I am poor. Really poor. No, my daughter doesn't get regular haircuts and tutors and shopping sprees. No, we don't eat dinner together at the table each night. Hell, I don't even HAVE a table (and only got a couch two years ago). I don't have a car, or life insurance, or a retirement account.

But guess what? My daughter will get to college. I hope she makes friends with your daughter and corrupts her, with all our low status ways.
Anonymous
No. I only dislike it when people have the money but opt to choose to spend it on other "wants" and then complain when they can't pay for their children's textbooks - "Oh, we can't afford them!!" Not when I see other kids and their parents choosing to spend their money on the textbooks instead of the fun stuff - like the pp above who doesn't have a dining room table but is making sure that her child will be going to college.

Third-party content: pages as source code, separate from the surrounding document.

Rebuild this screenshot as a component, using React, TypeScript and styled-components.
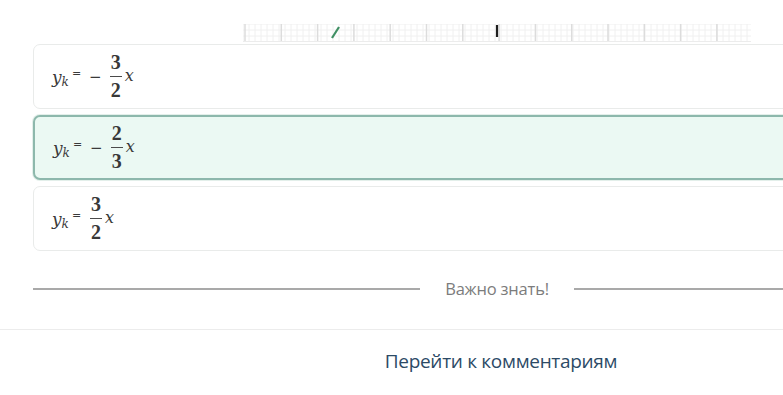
import styled, { createGlobalStyle } from 'styled-components';

const Global = createGlobalStyle`
  html, body {
    margin: 0;
    padding: 0;
    background: #ffffff;
    overflow: hidden;
  }
`;

const Page = styled.div`
  width: 994px;
  font-family: "Open Sans", "Noto Sans", sans-serif;
`;

const ChartStrip = styled.div`
  display: flex;
  justify-content: center;
  padding-top: 24px;
  height: 20px;
`;

const Options = styled.div`
  display: flex;
  flex-direction: column;
  gap: 6px;
  padding: 0 33px;
`;

const Option = styled.div<{ $selected?: boolean }>`
  height: 65px;
  box-sizing: border-box;
  display: flex;
  align-items: center;
  padding-left: 18px;
  border-radius: 7px;
  border: ${p => (p.$selected ? '2px solid #8db8ac' : '1px solid #e9ebea')};
  background: ${p => (p.$selected ? '#ebf9f3' : '#ffffff')};
  box-shadow: ${p => (p.$selected ? '0 0 0 1px #e3efea' : 'none')};
`;

const Formula = styled.div`
  display: flex;
  align-items: center;
  font-family: "DejaVu Serif", "Liberation Serif", serif;
  color: #3a3a3a;
`;

const Lhs = styled.span`
  font-style: italic;
  font-size: 17px;
  line-height: 20px;
  position: relative;
  top: 3px;

  sub {
    font-size: 12px;
    vertical-align: -3px;
  }
`;

const Var = styled.span`
  font-style: italic;
  font-size: 16px;
  position: relative;
  top: -1px;
`;

const Eq = styled.span`
  font-size: 11px;
  margin: 0 8px 0 3px;
  position: relative;
  top: -3px;
`;

const Minus = styled.span`
  font-size: 15px;
  margin-right: 7px;
`;

const Fraction = styled.span`
  display: inline-flex;
  flex-direction: column;
  align-items: center;
  font-family: "Liberation Serif", serif;
  font-size: 20px;
  font-weight: bold;
  line-height: 19px;
  margin: 0 3px 0 1px;
  color: #383838;
`;

const Bar = styled.span`
  width: 12px;
  height: 1px;
  background: #4a4a4a;
  margin: 4px 0 4px;
`;

const Divider = styled.div`
  display: flex;
  align-items: center;
  gap: 25px;
  padding: 0 33px;
  margin-top: 26px;
  color: #7c7c7c;
  font-size: 16.5px;
  letter-spacing: -0.2px;

  &::before, &::after {
    content: '';
    flex: 1;
    height: 2px;
    background: #a9a9a9;
  }
`;

const Footer = styled.div`
  margin-top: 29px;
  border-top: 1px solid #ececec;
  display: flex;
  justify-content: center;
  padding: 18px 0 0 8px;

  a {
    color: #2c4a66;
    font-size: 19px;
    text-decoration: none;
    letter-spacing: -0.3px;
  }
`;

function GridChart() {
  const w = 508;
  const h = 18;
  const minor = [];
  for (let x = 0; x <= w; x += 6) minor.push(<line key={'v' + x} x1={x} y1={0} x2={x} y2={h} stroke="#f0f0f0" strokeWidth={1} />);
  for (let y = 0; y <= h; y += 6) minor.push(<line key={'h' + y} x1={0} y1={y} x2={w} y2={y} stroke="#f0f0f0" strokeWidth={1} />);
  const major = [];
  for (let x = 2; x <= w; x += 36.3) major.push(<line key={'m' + x} x1={x} y1={0} x2={x} y2={h} stroke="#dcdcdc" strokeWidth={1.5} />);
  return (
    <svg width={w} height={h} viewBox={`0 0 ${w} ${h}`}>
      {minor}
      {major}
      <line x1={0} y1={h - 0.5} x2={w} y2={h - 0.5} stroke="#ececec" />
      <line x1={89} y1={14} x2={96} y2={3} stroke="#3f8f63" strokeWidth={2.2} />
      <line x1={254} y1={1} x2={254} y2={13} stroke="#1e1e1e" strokeWidth={2.2} />
    </svg>
  );
}

function Answer({ neg, num, den }: { neg?: boolean; num: number; den: number }) {
  return (
    <Formula>
      <Lhs>y<sub>k</sub></Lhs>
      <Eq>=</Eq>
      {neg && <Minus>−</Minus>}
      <Fraction>
        <span>{num}</span>
        <Bar />
        <span>{den}</span>
      </Fraction>
      <Var>x</Var>
    </Formula>
  );
}

export default function App() {
  return (
    <Page>
      <Global />
      <ChartStrip>
        <GridChart />
      </ChartStrip>
      <Options>
        <Option><Answer neg num={3} den={2} /></Option>
        <Option $selected><Answer neg num={2} den={3} /></Option>
        <Option><Answer num={3} den={2} /></Option>
      </Options>
      <Divider>Важно знать!</Divider>
      <Footer>
        <a href="#comments">Перейти к комментариям</a>
      </Footer>
    </Page>
  );
}
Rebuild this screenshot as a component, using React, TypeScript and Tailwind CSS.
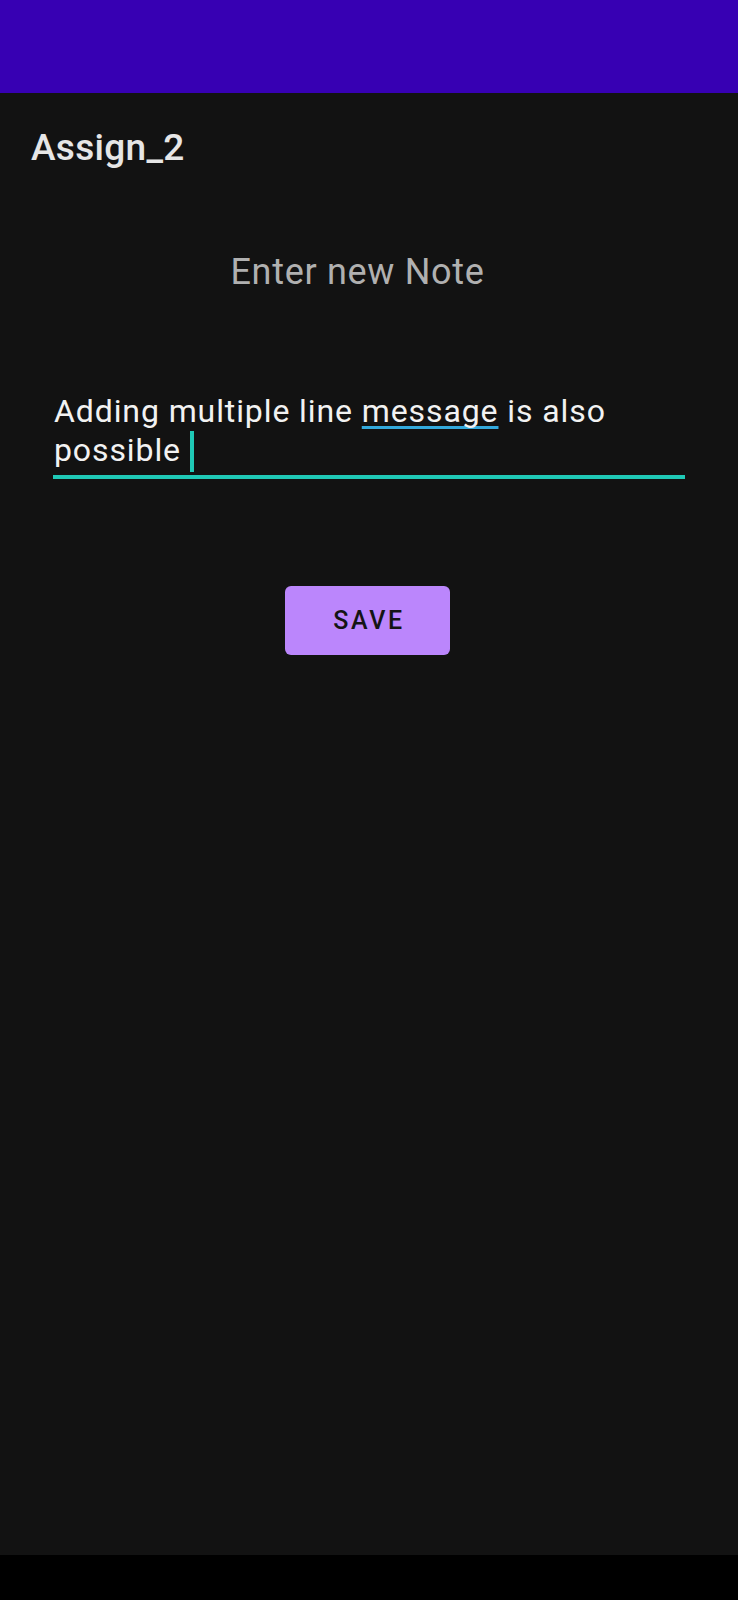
export default function App() {
    return (
        <div className="w-[738px] h-[1600px] flex flex-col bg-black font-['Roboto',sans-serif]">
            <div className="h-[93px] bg-[#3700b3]"></div>

            <div className="flex-1 flex flex-col bg-[#121212]">
                <h1 className="pl-[31px] pt-[36px] text-[37px] leading-none font-medium tracking-[0.3px] text-[#e6e6e6]">Assign_2</h1>

                <div className="flex justify-center pr-[23px] mt-[88px]">
                    <p className="text-[36px] leading-none tracking-[0.7px] text-[#b0b0b0]">Enter new Note</p>
                </div>

                <div className="mx-[53px] mt-[102px]">
                    <p className="h-[77px] pl-[1px] text-[32px] leading-[38.5px] tracking-[0.9px] text-[#f2f2f2]">
                        Adding multiple line{" "}
                        <span className="underline decoration-[#33a9dc] decoration-[3px] underline-offset-[4px] [text-decoration-skip-ink:none]">message</span>{" "}
                        is also possible{" "}
                        <span className="inline-block w-[4px] h-[41px] align-[-11px] bg-[#1fc9b6]"></span>
                    </p>
                    <div className="mt-[6px] h-[4px] bg-[#1fc9b6]"></div>
                </div>

                <div className="flex justify-center pr-[3px] mt-[107px]">
                    <button className="w-[165px] h-[69px] rounded-[6px] bg-[#bb86fc] pl-[3px] text-[25px] font-medium tracking-[2.6px] text-[#141414]">
                        SAVE
                    </button>
                </div>
            </div>

            <div className="h-[45px] bg-black"></div>
        </div>
    );
}
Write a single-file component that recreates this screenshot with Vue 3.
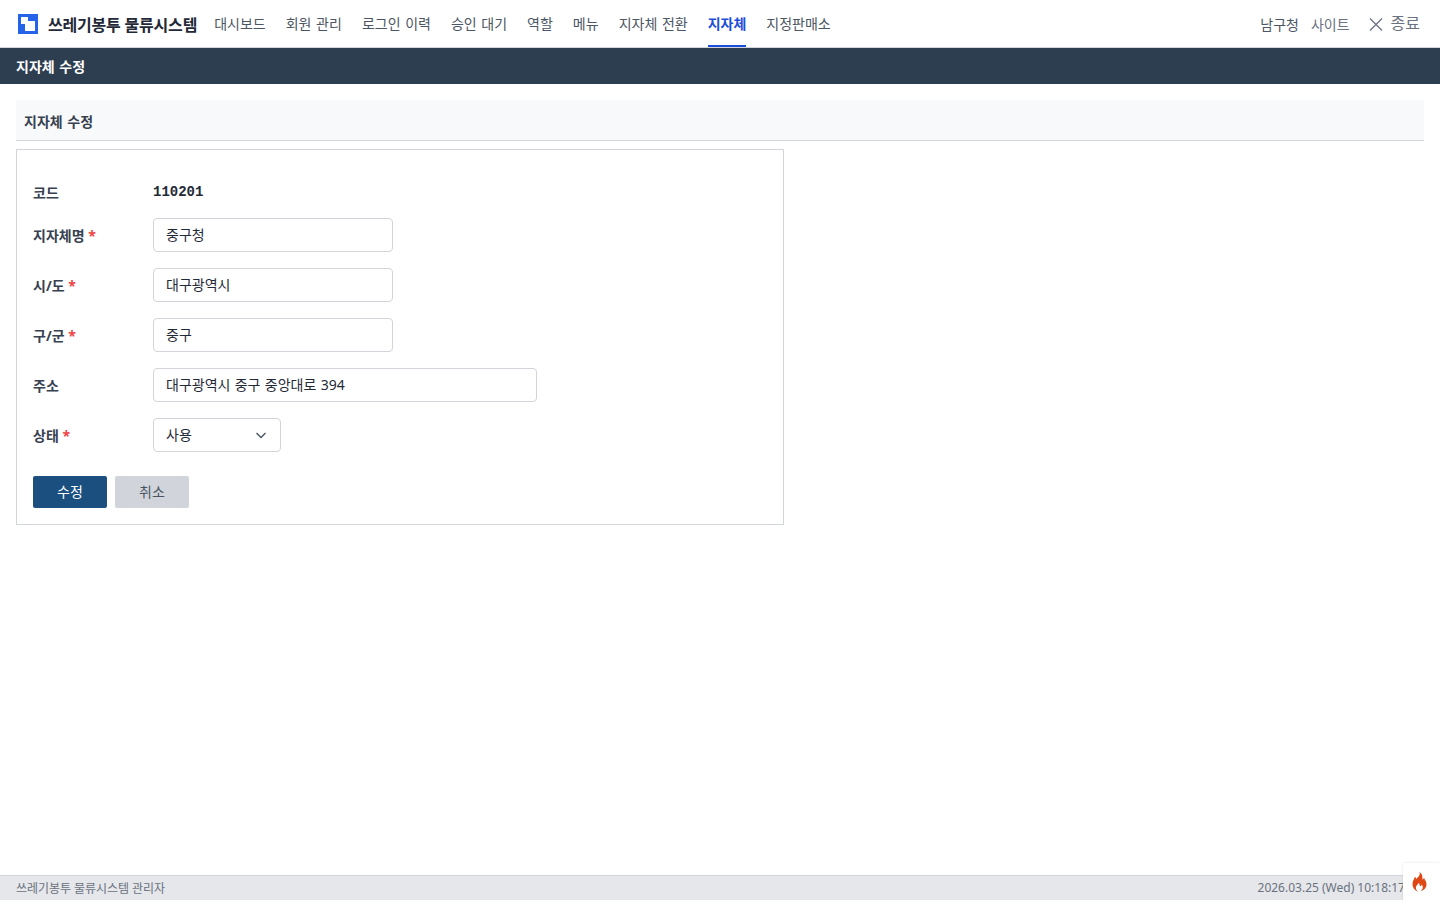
<script setup>
const nav = ['대시보드','회원 관리','로그인 이력','승인 대기','역할','메뉴','지자체 전환','지자체','지정판매소']
const fields = [
  { label: '지자체명', req: true, value: '중구청', cls: 'w240' },
  { label: '시/도', req: true, value: '대구광역시', cls: 'w240' },
  { label: '구/군', req: true, value: '중구', cls: 'w240' },
  { label: '주소', req: false, value: '대구광역시 중구 중앙대로 394', cls: 'w384' },
]
</script>

<template>
  <div class="page">
    <header class="top">
      <div class="brand">
        <svg class="logo" width="20" height="20" viewBox="0 0 20 20">
          <rect width="20" height="20" fill="#2563eb"/>
          <path d="M3 3h7v4h7v10H7v-7H3z" fill="#fff"/>
        </svg>
        <span class="brand-name">쓰레기봉투 물류시스템</span>
      </div>
      <nav class="nav">
        <a v-for="n in nav" :key="n" class="nav-item" :class="{ active: n === '지자체' }">{{ n }}</a>
      </nav>
      <div class="right">
        <span class="org">남구청</span>
        <span class="site">사이트</span>
        <span class="close">
          <svg width="14" height="14" viewBox="0 0 14 14"><path d="M1 1.500l12 12M13 1.500l-12 12" stroke="#6b7280" stroke-width="1.300" fill="none"/></svg>
          <span class="close-text">종료</span>
        </span>
      </div>
    </header>
    <div class="title-bar">지자체 수정</div>
    <main class="main">
      <div class="section-head">지자체 수정</div>
      <form class="card" @submit.prevent>
        <div class="row code-row">
          <label class="lbl">코드</label>
          <span class="code">110201</span>
        </div>
        <div v-for="f in fields" :key="f.label" class="row">
          <label class="lbl up">{{ f.label }}<span v-if="f.req" class="req"> *</span></label>
          <input class="inp" :class="f.cls" :value="f.value" />
        </div>
        <div class="row">
          <label class="lbl up">상태<span class="req"> *</span></label>
          <div class="sel">
            <span class="sel-text">사용</span>
            <svg width="12" height="12" viewBox="0 0 12 12"><path d="M1.500 4l4.500 4.500L10.500 4" stroke="#4b5563" stroke-width="1.400" fill="none"/></svg>
          </div>
        </div>
        <div class="btns">
          <button class="btn primary" type="button">수정</button>
          <button class="btn muted" type="button">취소</button>
        </div>
      </form>
    </main>
    <footer class="foot">
      <span class="foot-left">쓰레기봉투 물류시스템 관리자</span>
      <span class="time">2026.03.25 (Wed) 10:18:17</span>
    </footer>
    <div class="flame">
      <svg width="18" height="22" viewBox="0 0 18 22">
        <path d="M8.500 1c1 3-1 4.500-3 7-.5-1-.8-1.600-1.500-2.200C3.800 7.500 1.500 9.500 1.500 13c0 4 3 7 5.500 7.500-1.800-1.300-2.500-3-2-4.700.5-1.500 2-2.300 2.800-4 1.500 1.200 0 2.700 1.400 3.200 1 .3 1.300-.8 1.200-1.800 1.600 1.300 2 3.800.5 5.500-.4.500-.9.900-1.400 1.300 3.500-.6 6-3.400 6-6.800 0-3-1.800-4.500-2.500-6.500-.4.900-.7 1.500-1.500 2C11.500 6 11.500 3 8.500 1z" fill="#dd4814"/>
      </svg>
    </div>
  </div>
</template>

<style>
html, body { margin: 0; background: #fff; }
</style>

<style scoped>
.page {
  height: 900px;
  display: flex;
  flex-direction: column;
  position: relative;
  overflow: hidden;
  font-family: "Noto Sans", "Noto Sans CJK KR", sans-serif;
  color: #1f2937;
  font-size: 14px;
}
.top {
  height: 47px;
  display: flex;
  align-items: stretch;
  padding: 0 20px 0 18px;
  border-bottom: 1px solid #d1d5db;
  background: #fff;
}
.brand { display: flex; align-items: center; gap: 10px; margin-right: 17px; }
.logo { display: block; }
.brand-name { font-size: 16px; font-weight: 700; color: #1f2937; letter-spacing: -0.2px; }
.nav { display: flex; gap: 20px; }
.nav-item {
  display: flex;
  align-items: center;
  height: 47px;
  box-sizing: border-box;
  font-size: 14px;
  color: #4b5563;
  word-spacing: 1px;
  border-bottom: 2px solid transparent;
}
.nav-item.active { color: #1d4ed8; font-weight: 700; border-bottom-color: #1d4ed8; }
.right { margin-left: auto; display: flex; align-items: center; font-size: 14px; color: #6b7280; }
.org { color: #4b5563; margin-right: 12px; }
.site { color: #6b7280; margin-right: 19px; }
.close { display: flex; align-items: center; gap: 8px; font-size: 16px; color: #6b7280; }
.close-text { padding-bottom: 3px; }
.title-bar {
  height: 36px;
  background: #2c3e50;
  color: #fff;
  display: flex;
  align-items: center;
  padding: 0 16px;
  font-size: 14px;
  font-weight: 700;
  word-spacing: 1px;
}
.main { flex: 1; padding: 16px; }
.section-head {
  display: flex;
  align-items: center;
  padding: 1px 8px 0;
  height: 39px;
  background: #f8f9fa;
  border-bottom: 1px solid #d1d5db;
  font-weight: 700;
  font-size: 14px;
  color: #374151;
  word-spacing: 1px;
}
.card {
  margin-top: 8px;
  width: 768px;
  box-sizing: border-box;
  border: 1px solid #d1d5db;
  padding: 16px;
  display: flex;
  flex-direction: column;
  gap: 16px;
}
.row { display: flex; align-items: center; height: 34px; }
.code-row { height: 20px; margin-top: 16px; }
.lbl { width: 120px; font-weight: 700; font-size: 14px; color: #374151; }
.up { padding-bottom: 1px; }
.req { color: #ef4444; }
.code { font-family: "Liberation Mono", monospace; font-weight: 700; font-size: 14px; color: #1f2937; }
.inp {
  height: 34px;
  box-sizing: border-box;
  border: 1px solid #d1d5db;
  border-radius: 4px;
  padding: 0 12px 2px;
  font: inherit;
  font-size: 14px;
  word-spacing: 0.7px;
  color: #1f2937;
  outline: none;
}
.w240 { width: 240px; }
.w384 { width: 384px; }
.sel {
  width: 128px;
  height: 34px;
  box-sizing: border-box;
  border: 1px solid #d1d5db;
  border-radius: 4px;
  padding: 0 13px 0 12px;
  display: flex;
  align-items: center;
  justify-content: space-between;
}
.sel-text { padding-bottom: 2px; }
.btns { display: flex; gap: 8px; margin-top: 8px; }
.btn {
  width: 74px;
  height: 32px;
  border: none;
  border-radius: 2px;
  padding: 0 0 2px;
  font: inherit;
  font-size: 14px;
}
.primary { background: #1a4f80; color: #fff; }
.muted { background: #d1d5db; color: #4b5563; }
.foot {
  height: 25px;
  box-sizing: border-box;
  background: #e5e7eb;
  border-top: 1px solid #d1d5db;
  padding: 0 16px 1px;
  display: flex;
  align-items: center;
  justify-content: space-between;
  font-size: 12px;
  color: #6b7280;
  white-space: nowrap;
}
.foot-left { letter-spacing: -0.05px; }
.time { margin-right: 19px; }
.flame {
  position: absolute;
  right: 0;
  bottom: 0;
  width: 37px;
  height: 37px;
  padding-right: 4px;
  box-sizing: border-box;
  background: #fff;
  box-shadow: 0 0 2px rgba(0, 0, 0, 0.12);
  display: flex;
  align-items: center;
  justify-content: center;
}
</style>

The whole business of wishing bad things (like rape and corruption) on other college kids is really sad though. Just realize that if your dream for your child comes true and your child becomes very successful - maybe even rich - one day, there will be less fortunate people wishing bad things on your kid.

No one likes to be judged like that.






Anonymous

Hmm.
What's particularly difficult, and apparently impossible for you, is to step into somebody else's shoes and really understand why they're making these "wrong" decisions.
Either you'd find out that there actually is a good reason, or you'll have a lot more compassion for their foibles. Either way, you'll judge less!
Anonymous
OP here.
Look, I'm not perfect, my husband isn't perfect, my kids aren't perfect, but at least I'm giving my kids a good shot at success. The rest of my family never left the economically depressed region we grew up in and it's becoming clear their kids will suffer the same fate. They're trapped due to lack of education and low skills and perpetual poor decisions. I don't expect 40-50 year old adults to boil the ocean and modify their life, but it's disgusting to see their ignorant and lazy parenting dooming another generation. And they can't claim ignorance because they saw the way my husband and I did it and I'm always giving sage advice. It's honestly hard to even go home for holidays because I hate to see it. It's like watching a slow motion car wreck.
Anonymous
No, I don't. I have a sibling who has significantly downgraded from the SES we grew up in, and I find it sad but I don't really fault for it.
Anonymous
Anonymous wrote:
Hmm.
What's particularly difficult, and apparently impossible for you, is to step into somebody else's shoes and really understand why they're making these "wrong" decisions.
Either you'd find out that there actually is a good reason, or you'll have a lot more compassion for their foibles. Either way, you'll judge less!


A hundred bucks is a hundred bucks. If you choose to splurge on $100 jeans and now can't afford gas money, don't begrudge the kid who opted to buy the $40 jeans keep $60 to use as gas money. Kid A will be a fashion plate. Kid B will have less fun clothes but will be able to get to/from school or a job - vitally important for getting ahead.

When you see someone do that over and over and over again it gets old.
Anonymous
I get it OP, but I think your subject title is off. It's not about "low" status family, but about people who don't take responsibilities for their bad decisions, and keep making the same bad decisions. If as a parent, you don't have an education, and you're struggling, I would think you'd want better for your kids, and push your kids to get an education for a better chance at life. And I disagree that if a parent doesn't have an education then they don't know better for their kids. There are plenty of parents who are not educated but encourage their kids to get an education for a better chance at life.
Anonymous
OP, I know how you feel. My brother, who has a decent job, has made poor personal and financial decisions. He is college educated, but lives in the moment and wastes money on unnecessary stuff. I worry about his retirement because I don't think he's saved for it. It's hard to watch people you care about make poor choices.
Anonymous
Anonymous wrote:OP, I know how you feel. My brother, who has a decent job, has made poor personal and financial decisions. He is college educated, but lives in the moment and wastes money on unnecessary stuff. I worry about his retirement because I don't think he's saved for it. It's hard to watch people you care about make poor choices.

Yea, sadly there are too many who are like this, and then they blame the gov't for their lot in life.
Anonymous
Anonymous wrote:I get it OP, but I think your subject title is off. It's not about "low" status family, but about people who don't take responsibilities for their bad decisions, and keep making the same bad decisions. If as a parent, you don't have an education, and you're struggling, I would think you'd want better for your kids, and push your kids to get an education for a better chance at life. And I disagree that if a parent doesn't have an education then they don't know better for their kids. There are plenty of parents who are not educated but encourage their kids to get an education for a better chance at life.


Exactly. At the same time, I also don't think there is any shame in living a more modest, "Blue collar" sort of life. Not everyone WANTS to be an ivy league scholar. In fact, they would be miserable in that sort of role.

Just own your choices and make good choices for yourself. That's all you can do.